Respiração mínima. Paralisia total. Se não estivesse tão bêbado, o doutor Carneiro teria detectado algum sinal de vida.

- Eu entendo, doutor. Não houve milagre - disse o padre. Mas como botar isso na cabeça dessa gente ?

- Não será fácil - asseverou o doutor Guedes. Pelo que vi lá fora, com milhares de psssoas rezando diante do bode, acho até mesmo impossível fazer com que o povo aceite um diagnóstico desses. Se a mentira é o alimento da fé, por que aceitar a verdade que destrói a fantasia ?

Não adiantaram os sermões do padre na igreja nem a palavra do médico forasteiro: a cada dia aumentava o número de pessoas que queriam ver o bode e pedir uma graça, para alegria do Zéca, do Chico Tatú e do Zé do Carmo, que continuavam faturando alto, isso para não falar no doutor Fulgêncio, o prefeito, que ia arrebanhando votos dos eleitores.

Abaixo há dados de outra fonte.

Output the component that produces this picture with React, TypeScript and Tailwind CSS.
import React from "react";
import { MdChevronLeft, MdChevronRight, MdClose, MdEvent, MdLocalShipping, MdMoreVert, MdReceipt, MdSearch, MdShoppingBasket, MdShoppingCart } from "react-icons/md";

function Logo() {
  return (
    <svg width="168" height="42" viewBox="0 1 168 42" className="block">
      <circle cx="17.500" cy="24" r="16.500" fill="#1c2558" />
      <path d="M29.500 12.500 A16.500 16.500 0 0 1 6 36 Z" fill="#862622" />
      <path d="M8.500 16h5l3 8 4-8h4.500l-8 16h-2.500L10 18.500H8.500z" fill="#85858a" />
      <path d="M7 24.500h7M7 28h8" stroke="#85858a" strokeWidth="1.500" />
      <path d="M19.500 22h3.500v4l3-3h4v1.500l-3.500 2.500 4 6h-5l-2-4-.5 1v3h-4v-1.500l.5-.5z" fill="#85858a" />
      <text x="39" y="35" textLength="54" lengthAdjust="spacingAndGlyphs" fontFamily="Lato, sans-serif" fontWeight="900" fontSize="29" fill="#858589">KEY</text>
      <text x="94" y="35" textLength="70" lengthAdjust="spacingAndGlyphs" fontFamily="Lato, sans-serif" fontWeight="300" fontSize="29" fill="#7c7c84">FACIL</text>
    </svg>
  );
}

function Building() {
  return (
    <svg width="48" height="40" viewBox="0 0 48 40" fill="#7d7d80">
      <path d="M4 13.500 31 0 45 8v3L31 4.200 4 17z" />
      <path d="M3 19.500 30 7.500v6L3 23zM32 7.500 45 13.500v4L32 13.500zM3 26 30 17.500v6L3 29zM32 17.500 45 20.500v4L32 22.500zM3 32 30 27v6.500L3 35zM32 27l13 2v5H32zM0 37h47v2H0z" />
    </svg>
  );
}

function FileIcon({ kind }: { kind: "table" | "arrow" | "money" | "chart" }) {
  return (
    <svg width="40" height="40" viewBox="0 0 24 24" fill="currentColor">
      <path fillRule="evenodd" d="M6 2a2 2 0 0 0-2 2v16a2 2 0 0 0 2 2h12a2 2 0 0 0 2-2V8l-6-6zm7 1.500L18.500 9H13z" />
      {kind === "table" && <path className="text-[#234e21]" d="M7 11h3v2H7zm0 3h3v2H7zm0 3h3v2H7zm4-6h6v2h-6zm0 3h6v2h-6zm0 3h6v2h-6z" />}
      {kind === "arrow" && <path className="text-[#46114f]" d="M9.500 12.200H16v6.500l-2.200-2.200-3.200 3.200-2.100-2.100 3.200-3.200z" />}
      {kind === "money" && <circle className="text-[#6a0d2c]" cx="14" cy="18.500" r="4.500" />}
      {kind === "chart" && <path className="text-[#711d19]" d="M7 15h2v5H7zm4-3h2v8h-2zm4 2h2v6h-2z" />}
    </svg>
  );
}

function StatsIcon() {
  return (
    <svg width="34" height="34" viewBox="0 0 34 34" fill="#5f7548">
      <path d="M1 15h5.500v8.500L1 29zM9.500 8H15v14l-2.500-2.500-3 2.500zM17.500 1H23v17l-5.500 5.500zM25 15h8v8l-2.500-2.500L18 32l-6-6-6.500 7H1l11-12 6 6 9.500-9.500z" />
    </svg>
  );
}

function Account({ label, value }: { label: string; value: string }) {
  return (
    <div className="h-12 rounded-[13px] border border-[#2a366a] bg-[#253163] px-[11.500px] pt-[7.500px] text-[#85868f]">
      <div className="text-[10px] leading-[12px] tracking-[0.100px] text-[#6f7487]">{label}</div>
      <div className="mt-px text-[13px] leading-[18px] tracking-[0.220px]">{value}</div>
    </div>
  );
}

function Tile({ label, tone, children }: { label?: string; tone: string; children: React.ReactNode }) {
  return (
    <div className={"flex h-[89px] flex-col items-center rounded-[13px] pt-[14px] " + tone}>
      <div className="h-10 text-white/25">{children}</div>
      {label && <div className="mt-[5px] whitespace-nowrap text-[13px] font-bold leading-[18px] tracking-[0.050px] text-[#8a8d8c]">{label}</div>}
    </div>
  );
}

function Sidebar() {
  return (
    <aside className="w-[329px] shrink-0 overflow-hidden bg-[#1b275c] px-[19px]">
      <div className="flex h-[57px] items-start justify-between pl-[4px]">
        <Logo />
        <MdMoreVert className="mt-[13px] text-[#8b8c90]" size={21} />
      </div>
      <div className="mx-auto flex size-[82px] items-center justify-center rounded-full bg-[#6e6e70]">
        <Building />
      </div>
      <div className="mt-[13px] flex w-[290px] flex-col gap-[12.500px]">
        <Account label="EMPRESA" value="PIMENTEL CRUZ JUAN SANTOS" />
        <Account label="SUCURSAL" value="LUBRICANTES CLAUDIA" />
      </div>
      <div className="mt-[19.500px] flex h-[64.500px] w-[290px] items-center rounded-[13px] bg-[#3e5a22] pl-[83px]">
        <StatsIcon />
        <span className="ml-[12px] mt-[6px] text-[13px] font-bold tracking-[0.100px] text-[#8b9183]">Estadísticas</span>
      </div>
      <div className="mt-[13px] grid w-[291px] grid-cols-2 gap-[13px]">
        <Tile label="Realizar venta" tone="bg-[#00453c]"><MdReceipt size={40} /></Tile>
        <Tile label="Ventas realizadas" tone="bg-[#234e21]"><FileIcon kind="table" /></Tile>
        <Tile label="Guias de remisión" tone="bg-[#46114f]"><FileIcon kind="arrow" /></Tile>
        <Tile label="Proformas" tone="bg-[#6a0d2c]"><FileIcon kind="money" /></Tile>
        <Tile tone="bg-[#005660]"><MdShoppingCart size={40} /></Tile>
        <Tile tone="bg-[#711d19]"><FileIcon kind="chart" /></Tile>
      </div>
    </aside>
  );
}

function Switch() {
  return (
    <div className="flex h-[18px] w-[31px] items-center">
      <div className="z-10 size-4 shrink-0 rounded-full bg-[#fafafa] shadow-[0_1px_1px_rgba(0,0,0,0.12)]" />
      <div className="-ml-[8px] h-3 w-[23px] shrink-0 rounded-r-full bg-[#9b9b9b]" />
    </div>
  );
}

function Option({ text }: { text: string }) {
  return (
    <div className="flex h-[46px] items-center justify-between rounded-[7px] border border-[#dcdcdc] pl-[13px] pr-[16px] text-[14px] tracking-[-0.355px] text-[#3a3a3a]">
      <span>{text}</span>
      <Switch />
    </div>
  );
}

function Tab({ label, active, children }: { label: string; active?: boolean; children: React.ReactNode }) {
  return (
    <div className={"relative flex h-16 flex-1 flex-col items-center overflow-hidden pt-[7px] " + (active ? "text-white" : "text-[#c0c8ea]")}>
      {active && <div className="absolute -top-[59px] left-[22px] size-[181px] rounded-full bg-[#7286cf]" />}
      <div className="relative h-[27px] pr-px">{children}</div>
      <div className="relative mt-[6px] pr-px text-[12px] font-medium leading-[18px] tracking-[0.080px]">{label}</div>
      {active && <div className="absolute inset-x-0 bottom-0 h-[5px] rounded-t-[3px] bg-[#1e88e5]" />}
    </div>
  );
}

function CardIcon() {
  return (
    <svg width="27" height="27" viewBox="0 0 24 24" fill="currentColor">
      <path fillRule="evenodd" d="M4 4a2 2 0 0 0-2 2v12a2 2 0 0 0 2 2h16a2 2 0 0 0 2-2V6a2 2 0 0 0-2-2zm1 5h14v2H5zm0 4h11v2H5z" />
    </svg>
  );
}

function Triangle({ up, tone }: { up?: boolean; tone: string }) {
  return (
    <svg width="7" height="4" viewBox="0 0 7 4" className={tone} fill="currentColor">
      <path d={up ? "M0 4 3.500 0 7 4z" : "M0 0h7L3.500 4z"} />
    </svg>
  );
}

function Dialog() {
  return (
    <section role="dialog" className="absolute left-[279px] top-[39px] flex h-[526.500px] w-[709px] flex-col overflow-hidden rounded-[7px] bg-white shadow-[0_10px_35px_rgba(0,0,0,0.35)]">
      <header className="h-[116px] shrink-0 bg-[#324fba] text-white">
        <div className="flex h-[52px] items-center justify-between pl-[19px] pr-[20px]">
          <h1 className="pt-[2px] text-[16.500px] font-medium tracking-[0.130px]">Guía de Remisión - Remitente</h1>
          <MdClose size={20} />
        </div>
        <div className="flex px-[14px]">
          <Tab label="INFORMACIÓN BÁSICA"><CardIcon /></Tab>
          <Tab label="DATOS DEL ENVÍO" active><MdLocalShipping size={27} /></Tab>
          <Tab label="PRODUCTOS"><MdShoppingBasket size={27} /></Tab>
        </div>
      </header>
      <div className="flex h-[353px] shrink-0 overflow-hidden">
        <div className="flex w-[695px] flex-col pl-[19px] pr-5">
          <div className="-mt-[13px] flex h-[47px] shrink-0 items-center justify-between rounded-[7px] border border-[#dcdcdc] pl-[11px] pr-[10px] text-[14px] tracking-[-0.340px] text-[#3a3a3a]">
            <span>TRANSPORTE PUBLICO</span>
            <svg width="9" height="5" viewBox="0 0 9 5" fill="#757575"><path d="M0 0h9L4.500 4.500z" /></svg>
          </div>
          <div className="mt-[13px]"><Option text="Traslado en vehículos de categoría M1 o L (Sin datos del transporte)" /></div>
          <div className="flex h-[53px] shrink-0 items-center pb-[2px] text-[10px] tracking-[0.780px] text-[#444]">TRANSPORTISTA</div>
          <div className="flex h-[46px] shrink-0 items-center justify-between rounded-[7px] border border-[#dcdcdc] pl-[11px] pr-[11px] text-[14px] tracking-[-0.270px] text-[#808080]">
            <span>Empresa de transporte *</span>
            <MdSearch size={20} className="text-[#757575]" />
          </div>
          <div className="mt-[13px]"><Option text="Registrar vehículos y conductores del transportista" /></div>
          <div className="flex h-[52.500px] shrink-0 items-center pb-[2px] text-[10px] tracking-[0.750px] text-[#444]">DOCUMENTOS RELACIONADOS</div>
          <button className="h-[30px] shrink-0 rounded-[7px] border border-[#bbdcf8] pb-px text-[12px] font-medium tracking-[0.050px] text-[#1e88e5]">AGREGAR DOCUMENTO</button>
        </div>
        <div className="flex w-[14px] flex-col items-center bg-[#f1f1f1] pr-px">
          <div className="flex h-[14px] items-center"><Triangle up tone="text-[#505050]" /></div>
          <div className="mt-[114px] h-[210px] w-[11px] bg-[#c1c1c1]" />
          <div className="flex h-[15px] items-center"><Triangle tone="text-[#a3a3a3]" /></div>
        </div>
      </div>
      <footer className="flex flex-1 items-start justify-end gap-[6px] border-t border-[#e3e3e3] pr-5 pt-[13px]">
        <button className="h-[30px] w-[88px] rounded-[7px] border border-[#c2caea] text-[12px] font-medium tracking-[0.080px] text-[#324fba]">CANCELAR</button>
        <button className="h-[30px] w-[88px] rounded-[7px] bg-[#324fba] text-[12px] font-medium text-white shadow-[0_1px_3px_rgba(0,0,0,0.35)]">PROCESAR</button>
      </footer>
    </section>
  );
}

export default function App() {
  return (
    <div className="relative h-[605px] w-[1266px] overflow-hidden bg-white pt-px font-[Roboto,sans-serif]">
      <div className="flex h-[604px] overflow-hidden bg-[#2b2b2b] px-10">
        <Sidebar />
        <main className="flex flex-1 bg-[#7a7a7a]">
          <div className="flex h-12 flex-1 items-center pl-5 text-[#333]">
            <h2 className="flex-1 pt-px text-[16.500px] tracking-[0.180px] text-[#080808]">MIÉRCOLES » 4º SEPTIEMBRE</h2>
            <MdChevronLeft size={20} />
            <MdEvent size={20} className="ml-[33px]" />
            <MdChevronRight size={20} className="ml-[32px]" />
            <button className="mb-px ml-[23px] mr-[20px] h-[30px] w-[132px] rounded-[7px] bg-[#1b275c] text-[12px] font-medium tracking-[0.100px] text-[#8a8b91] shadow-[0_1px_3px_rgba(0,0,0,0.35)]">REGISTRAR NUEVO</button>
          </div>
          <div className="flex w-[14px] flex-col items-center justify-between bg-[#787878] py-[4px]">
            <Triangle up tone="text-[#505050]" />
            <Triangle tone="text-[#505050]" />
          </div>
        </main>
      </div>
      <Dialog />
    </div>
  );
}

Só que o Zéca, cheio de dinheiro e bebendo mais do que nunca, depois de não sei quantas noites sem dormir, resolveu bater as botas de verdade.

- Agora, ele morreu mesmo - garantiu o doutor Carneiro, num instante qualquer de sobriedade.

- Eu não aguento outro velório ! - desabafou a viúva.

- Não sei se a coisa, agora, vale um caixão novinho - acrescentou, sem querer, um enfastiado João Defunto.

- Chama o bode de novo ! - lembrou dona Guilhermina.

Mesma sala, mesmo caixão, mesmo defunto, mesmo bode, mas muito mais pessoas no velório, inclusive jornalistas, fotógrafos, locutores de rádio, cinegrafistas, equipes de TV, o

diabo.

- Serei eleito deputado - sonhava o prefeito.

- Dessa vez, vamos ficar ricos de verdade ! - confidenciava o Zé do Carmo ao Chico Tatú.

Botaram o bode pertinho do Zéca e logo o bicho passou a lamber o rosto do defunto. E nada.

- Todo mundo rezando ! - pedia, com as mãos para o alto, dona Guilhermina.

Orações, cânticos, novas lambidas do bode e o Zéca continuava lá, cada vez mais morto, sem mexer um fio de cabelo sequer.

Dois dias depois, já sem aguentar mais o mal cheiro do bode e do defunto, os que ali se achavam resolveram, finalmente, enterrar o Zéca.

As pessoas foram embora, as romarias cessaram.

Logo no primeiro fim-de-semana, o Chico Tatú convidou os amigos para uma buchada de bode, regada à cachaça.

E nunca mais se falou no bode-santo.